Ciento y un Ángelos y Ángelas
miércoles 21 de diciembre de 2016, 02:00h
Seguro que el título de este papel les evocará aquel Disney que aludía a un mismo número de perritos en blanco y negro. Y sí, la cifra es idéntica, pero en lugar de perros me dispongo a susurrarles algo vinculado a humanos, a seres humanos.
Escribo desde la emoción; eso es como reconocer que se expresa un mensaje en caliente, fenómeno muy recriminado por los principios morales que rigen en el periodismo más clásico; principios, como mínimo, discutibles y contravertibles.
Por circunstancias muy personales he tenido, tengo, la ocasión de convivir, durante unos días, con un colectivo de profesionales que ejercen -desde el más puro anonimato común- su oficio: enfermeros y enfermeras. Ya saben, aquellas personas que dedican su vida a intentar mitigar a sus pacientes (enfermos, gente con pocos recursos físicos o mentales; pueblo con debilidades momentáneas, provisionales o definitivas) las contrariedades a que son sometidos; sus decepciones, sus daños, sus transtornos, sus contratiempos y sus disgustos más íntimos.
Es una pura maravilla observar su dedicación, su cariño y su infinita paciencia con los seres desvalidos que necesitan una generosa dedicación, un enorme cariño y una enorme paciencia. Se trata de una de las ocasiones de la vida en las que un necesitado recibe, directamente, aquello que podría desear. Un círculo que se cierra, con insólita perfección, entre dos mortales que, de manera efímera, cruzan sus vidas durante un período determinado. ¡Manda huevos! Estamos ante el ejemplo más egregio de lo que podríamos calificar como humanismo virtuoso e inmaculado; de humanitarismo filantrópico, bondadoso y sensible; de altruismo en estado congénito.
¡Cuánto amor se deriva de las atenciones dirigidas a personas desconocidas, extrañas, cuyas vidas se ven alteradas, lastimosamente, por eventualidades lamentables!
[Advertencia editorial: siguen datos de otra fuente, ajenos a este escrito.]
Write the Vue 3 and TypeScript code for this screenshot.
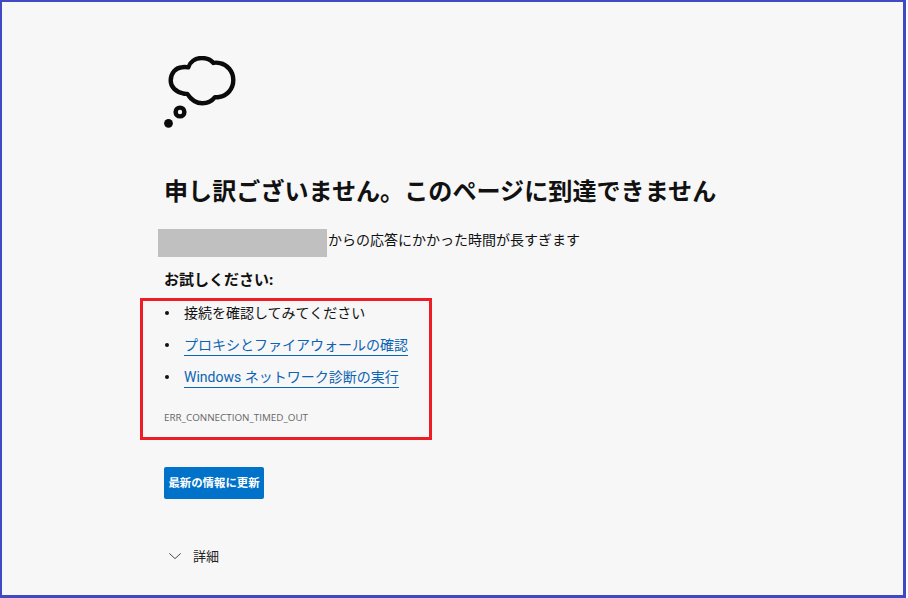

A pesar de las múltiples injusticias sociales, del ejercicio del individualismo más atroz, de la mentira como herramienta habitual de comportamiento, de la maldad ruin y abyecta, de la insolidaridad generalizada y de la indiferencia y la desgana frente al mal, todavía existen personas que enaltecen, diariamente, su dignidad ante un mundo mediocre y, tantas veces, fratricida.
Son ellos, los enfermeros y enfermeras, que dedican su vida a ocuparse de la sociedad ignorada, marginada y angustiada. Sin nada a cambio, más que un sueldo discreto, unos horarios complejos y unos sacrificios poco evaluados. Justo al otro lado de la cama de los enfermos, se alcanza a visualizar a banqueros, tertulianos, futbolistas, políticos funambulistas con doble red de cobertura, presidentes de consejos de administración, vividores, maltratadores de todo lo que se mueve, avaros y díscolos cobardes, racistas y perdedores de moral excesiva... Y, ellos, los profesionales de la atención directa, los que ejercen la enfermería, siguen ahí, sin distracciones ni tiempo que perder, sin pensamientos retorcidos, sin más ansias que las de procurar el bienestar de los pillados por la enfermedad. Lo que afirmo no tiene nada que ver con la demagogia ni con las falsas adulaciones; ¡un respeto!
Disculpen mi enardecimiento pero, estos últimos días, estoy viendo, con mis propios ojos, la actuación de un colectivo que se hacen llamar Jordi, Anna, Rosa, Yolanda, Lucía o Carmen y que, en realidad, se deberían llamar Ángeles.
No es excesivo darles las gracias: es más bien insuficiente.